“A good deal of that time,” she said, “I was simply waiting, waiting. For when I had told him everything, he went out of the room, and was away nearly an hour. And when he came back he seemed to have forgotten everything, for he made me go all over it again. Every word. It was heartbreaking. And after all he could give me no hope, no help, no encouragement. He simply got up, wished me good-bye, and said he would write to you.”
But Gerard saw that this was much better than it seemed to the unsophisticated woman.
“It’s all right,” said he. “Masson never wastes time. If he made you repeat it all it was with an object. Perhaps to see whether you would tell the same story twice.”
“But why should he think I wasn’t telling the truth? Why——”
“Listen,” said Gerard quietly. “It’s all right. He would never have kept you so long if he hadn’t considered your statement important. Wait patiently now till you get his letter.”

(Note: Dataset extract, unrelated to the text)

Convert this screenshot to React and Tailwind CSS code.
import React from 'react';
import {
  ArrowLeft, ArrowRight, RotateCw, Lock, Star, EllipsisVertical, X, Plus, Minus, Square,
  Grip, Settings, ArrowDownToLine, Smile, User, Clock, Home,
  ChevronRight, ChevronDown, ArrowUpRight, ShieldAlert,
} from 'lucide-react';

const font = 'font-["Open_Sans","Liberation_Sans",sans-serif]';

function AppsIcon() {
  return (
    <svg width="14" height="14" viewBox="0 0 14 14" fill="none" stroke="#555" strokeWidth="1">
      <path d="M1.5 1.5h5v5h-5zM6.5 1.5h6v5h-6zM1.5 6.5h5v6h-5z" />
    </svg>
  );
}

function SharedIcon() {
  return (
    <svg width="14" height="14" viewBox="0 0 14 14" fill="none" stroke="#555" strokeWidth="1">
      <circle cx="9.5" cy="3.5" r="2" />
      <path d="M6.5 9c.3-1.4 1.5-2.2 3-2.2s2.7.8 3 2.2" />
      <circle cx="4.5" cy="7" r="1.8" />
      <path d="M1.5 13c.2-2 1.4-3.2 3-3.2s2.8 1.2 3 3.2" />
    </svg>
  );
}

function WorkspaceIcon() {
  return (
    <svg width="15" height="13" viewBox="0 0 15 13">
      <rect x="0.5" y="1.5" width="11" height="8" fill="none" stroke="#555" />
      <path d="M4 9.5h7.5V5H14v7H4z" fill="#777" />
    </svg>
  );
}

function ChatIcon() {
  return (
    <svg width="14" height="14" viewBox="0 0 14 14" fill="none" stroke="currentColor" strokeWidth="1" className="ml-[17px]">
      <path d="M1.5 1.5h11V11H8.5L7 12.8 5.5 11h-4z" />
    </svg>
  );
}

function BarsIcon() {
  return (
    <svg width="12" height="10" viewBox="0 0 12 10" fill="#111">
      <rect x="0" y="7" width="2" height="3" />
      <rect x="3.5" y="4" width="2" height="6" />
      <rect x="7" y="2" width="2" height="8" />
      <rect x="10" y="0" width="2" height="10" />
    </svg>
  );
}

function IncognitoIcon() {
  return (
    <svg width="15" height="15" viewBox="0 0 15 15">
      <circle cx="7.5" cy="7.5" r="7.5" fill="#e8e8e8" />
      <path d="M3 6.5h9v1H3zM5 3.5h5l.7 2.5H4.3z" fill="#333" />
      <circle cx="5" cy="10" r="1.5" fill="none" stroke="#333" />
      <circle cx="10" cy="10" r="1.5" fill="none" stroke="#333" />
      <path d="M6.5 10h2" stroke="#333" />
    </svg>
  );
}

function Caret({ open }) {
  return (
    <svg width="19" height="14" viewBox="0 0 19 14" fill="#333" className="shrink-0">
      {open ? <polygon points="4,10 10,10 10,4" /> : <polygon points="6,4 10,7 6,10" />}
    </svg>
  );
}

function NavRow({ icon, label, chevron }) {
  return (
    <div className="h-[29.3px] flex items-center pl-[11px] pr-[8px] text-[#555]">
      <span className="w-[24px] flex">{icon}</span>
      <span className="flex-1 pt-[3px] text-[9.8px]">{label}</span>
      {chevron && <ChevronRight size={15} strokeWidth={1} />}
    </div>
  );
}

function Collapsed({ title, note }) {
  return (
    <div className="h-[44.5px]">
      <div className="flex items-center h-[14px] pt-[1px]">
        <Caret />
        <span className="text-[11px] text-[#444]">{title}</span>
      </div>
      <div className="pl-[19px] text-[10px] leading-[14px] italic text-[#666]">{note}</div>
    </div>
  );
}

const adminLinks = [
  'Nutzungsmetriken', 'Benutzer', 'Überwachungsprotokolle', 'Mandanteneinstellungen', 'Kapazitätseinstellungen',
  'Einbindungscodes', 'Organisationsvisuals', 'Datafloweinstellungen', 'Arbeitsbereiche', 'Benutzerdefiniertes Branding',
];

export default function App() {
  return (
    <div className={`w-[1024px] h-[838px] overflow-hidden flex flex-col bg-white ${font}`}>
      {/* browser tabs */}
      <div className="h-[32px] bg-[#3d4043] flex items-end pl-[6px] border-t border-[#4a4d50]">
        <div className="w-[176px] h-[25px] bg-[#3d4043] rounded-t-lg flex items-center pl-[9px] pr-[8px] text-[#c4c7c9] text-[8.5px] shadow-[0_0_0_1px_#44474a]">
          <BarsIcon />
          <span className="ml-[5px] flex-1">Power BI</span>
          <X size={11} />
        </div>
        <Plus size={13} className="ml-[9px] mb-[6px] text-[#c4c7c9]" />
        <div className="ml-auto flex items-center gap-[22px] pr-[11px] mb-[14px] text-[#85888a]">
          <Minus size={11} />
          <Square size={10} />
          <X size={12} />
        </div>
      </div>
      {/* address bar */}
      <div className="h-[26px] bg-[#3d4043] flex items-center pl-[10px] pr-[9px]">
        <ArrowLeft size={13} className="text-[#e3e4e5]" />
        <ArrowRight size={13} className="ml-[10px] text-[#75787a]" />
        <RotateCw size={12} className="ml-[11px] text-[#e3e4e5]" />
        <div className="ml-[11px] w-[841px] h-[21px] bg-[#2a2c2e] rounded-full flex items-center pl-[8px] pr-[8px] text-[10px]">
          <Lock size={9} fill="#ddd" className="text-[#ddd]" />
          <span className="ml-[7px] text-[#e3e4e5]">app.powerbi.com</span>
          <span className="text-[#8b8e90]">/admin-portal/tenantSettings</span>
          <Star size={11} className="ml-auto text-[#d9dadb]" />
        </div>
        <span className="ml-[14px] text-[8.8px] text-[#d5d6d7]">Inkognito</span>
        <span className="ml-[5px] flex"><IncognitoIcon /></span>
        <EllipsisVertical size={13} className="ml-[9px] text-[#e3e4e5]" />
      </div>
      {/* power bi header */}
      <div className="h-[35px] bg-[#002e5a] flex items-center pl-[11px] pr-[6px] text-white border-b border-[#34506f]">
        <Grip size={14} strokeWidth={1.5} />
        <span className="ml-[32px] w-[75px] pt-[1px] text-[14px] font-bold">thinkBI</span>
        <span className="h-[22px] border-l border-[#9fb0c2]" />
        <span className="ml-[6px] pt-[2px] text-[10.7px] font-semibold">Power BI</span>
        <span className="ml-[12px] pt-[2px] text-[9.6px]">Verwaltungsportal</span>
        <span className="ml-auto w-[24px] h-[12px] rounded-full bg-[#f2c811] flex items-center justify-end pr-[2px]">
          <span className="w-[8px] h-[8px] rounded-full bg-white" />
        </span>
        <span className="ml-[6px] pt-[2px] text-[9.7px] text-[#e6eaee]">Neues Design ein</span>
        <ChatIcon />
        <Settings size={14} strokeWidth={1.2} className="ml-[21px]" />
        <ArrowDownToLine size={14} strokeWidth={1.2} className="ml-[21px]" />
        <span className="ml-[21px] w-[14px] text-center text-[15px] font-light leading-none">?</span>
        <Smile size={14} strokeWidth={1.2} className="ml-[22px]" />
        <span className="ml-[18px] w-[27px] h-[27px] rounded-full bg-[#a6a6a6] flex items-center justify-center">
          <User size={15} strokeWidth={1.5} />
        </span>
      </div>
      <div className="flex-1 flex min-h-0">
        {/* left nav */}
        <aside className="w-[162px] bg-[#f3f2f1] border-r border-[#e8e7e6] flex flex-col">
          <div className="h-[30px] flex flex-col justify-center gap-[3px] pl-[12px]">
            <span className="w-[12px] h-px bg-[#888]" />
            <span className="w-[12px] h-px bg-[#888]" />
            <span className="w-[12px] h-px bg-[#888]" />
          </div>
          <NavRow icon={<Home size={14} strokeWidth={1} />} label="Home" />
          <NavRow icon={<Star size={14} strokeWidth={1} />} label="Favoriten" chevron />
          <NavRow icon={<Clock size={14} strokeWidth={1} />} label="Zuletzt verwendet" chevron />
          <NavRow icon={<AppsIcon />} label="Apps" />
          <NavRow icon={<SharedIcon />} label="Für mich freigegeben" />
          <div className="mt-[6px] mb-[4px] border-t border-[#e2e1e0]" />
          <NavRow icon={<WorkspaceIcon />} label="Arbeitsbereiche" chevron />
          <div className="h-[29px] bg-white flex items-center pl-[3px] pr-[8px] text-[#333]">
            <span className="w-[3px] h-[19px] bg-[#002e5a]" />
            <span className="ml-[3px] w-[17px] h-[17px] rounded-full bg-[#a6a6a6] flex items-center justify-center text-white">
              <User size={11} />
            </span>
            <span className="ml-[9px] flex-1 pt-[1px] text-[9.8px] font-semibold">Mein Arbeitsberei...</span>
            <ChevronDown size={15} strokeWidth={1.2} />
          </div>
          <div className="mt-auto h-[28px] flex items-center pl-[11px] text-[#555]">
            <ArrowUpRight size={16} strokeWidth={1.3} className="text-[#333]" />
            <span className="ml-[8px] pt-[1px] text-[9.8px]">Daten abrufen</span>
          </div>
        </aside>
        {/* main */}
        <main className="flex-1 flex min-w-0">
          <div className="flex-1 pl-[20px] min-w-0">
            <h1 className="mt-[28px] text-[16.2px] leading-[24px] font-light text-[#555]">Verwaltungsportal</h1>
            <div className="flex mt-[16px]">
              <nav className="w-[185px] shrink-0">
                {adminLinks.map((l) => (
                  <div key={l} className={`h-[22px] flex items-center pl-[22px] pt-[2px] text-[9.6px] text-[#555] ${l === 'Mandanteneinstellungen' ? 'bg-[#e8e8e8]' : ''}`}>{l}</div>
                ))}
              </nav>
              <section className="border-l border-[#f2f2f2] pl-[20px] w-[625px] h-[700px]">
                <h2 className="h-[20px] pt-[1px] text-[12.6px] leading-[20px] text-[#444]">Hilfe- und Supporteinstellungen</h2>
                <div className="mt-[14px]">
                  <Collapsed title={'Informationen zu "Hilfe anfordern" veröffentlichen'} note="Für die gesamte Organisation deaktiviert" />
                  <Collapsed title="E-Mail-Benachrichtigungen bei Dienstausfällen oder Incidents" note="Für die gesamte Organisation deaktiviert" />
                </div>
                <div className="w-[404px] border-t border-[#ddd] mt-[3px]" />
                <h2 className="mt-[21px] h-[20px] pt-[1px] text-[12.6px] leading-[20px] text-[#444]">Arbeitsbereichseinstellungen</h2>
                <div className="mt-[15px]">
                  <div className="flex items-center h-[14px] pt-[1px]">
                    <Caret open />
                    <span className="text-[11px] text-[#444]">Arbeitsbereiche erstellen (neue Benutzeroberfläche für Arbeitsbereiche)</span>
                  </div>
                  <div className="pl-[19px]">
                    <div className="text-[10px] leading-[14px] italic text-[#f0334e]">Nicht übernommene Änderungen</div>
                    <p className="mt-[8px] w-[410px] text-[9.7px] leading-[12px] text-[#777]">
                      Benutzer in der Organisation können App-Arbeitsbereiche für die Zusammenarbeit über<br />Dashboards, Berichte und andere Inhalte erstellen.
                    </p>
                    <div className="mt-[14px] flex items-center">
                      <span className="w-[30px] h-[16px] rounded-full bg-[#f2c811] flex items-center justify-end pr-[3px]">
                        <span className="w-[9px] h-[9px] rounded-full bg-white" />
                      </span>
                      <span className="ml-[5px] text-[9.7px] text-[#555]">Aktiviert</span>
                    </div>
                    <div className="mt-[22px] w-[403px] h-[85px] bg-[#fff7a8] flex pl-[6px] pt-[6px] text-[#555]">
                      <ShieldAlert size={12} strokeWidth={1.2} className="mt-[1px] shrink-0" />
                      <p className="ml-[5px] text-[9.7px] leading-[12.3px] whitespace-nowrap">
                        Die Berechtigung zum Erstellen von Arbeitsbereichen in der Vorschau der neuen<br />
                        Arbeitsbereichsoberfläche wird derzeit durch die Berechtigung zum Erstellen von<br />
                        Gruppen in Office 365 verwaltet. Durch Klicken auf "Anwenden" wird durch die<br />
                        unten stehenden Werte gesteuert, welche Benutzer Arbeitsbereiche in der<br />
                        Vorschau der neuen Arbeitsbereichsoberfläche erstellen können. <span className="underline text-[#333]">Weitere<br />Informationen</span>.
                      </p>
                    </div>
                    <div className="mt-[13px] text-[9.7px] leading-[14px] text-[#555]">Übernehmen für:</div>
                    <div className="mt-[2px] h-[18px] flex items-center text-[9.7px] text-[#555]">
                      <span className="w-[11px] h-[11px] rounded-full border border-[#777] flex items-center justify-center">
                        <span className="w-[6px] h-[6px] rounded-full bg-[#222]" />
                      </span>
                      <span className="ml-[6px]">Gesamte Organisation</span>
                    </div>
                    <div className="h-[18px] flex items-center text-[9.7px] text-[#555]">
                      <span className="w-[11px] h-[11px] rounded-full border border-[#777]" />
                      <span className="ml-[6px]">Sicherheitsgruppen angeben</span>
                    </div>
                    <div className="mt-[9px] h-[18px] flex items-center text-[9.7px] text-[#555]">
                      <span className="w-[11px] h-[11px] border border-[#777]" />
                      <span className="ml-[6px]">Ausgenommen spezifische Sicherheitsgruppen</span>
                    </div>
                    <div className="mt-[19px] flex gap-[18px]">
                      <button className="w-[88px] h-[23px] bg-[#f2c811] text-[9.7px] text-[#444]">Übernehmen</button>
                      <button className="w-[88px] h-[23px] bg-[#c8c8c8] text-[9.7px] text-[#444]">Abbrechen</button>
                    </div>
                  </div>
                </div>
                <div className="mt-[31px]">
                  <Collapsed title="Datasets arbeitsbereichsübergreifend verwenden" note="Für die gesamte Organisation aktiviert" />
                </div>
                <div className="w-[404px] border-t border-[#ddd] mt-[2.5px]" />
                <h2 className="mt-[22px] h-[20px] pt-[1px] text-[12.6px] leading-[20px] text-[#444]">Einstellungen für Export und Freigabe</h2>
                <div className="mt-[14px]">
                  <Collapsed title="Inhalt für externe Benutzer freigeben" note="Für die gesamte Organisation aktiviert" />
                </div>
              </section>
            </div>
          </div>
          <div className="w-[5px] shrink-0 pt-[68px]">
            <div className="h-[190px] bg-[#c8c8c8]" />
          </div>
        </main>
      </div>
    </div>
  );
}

“And you, what has happened to you?” asked Audrey curiously. “Something, I’m sure. You both—” and she looked from him to Geoffrey—“have a curious look, as if—as if——”
“Does he look,” said Geoffrey in a deep-voiced whisper, leaning across to Audrey, and pointing dramatically at Gerard, “as if he’d been within an ace of being murdered?” She uttered a low cry. He went on: “And do I look”—and Geoffrey thumped his own chest with an air of triumph—“as if I’d saved his life?”
“What?” said Edgar, who had returned in a depressed and nervous condition, fully convinced that his cousin and Audrey were in league with each other for the concoction of a monstrous string of fables.
Geoffrey insisted upon telling his tale himself, which he did in the same loud whisper, illustrating his points with expressive gestures:—
“Gerard heard Candover’s voice, and went out to speak to him,” said he. “And I, thinking it as well he should have a witness, got into the cupboard here, and took the poker with me.”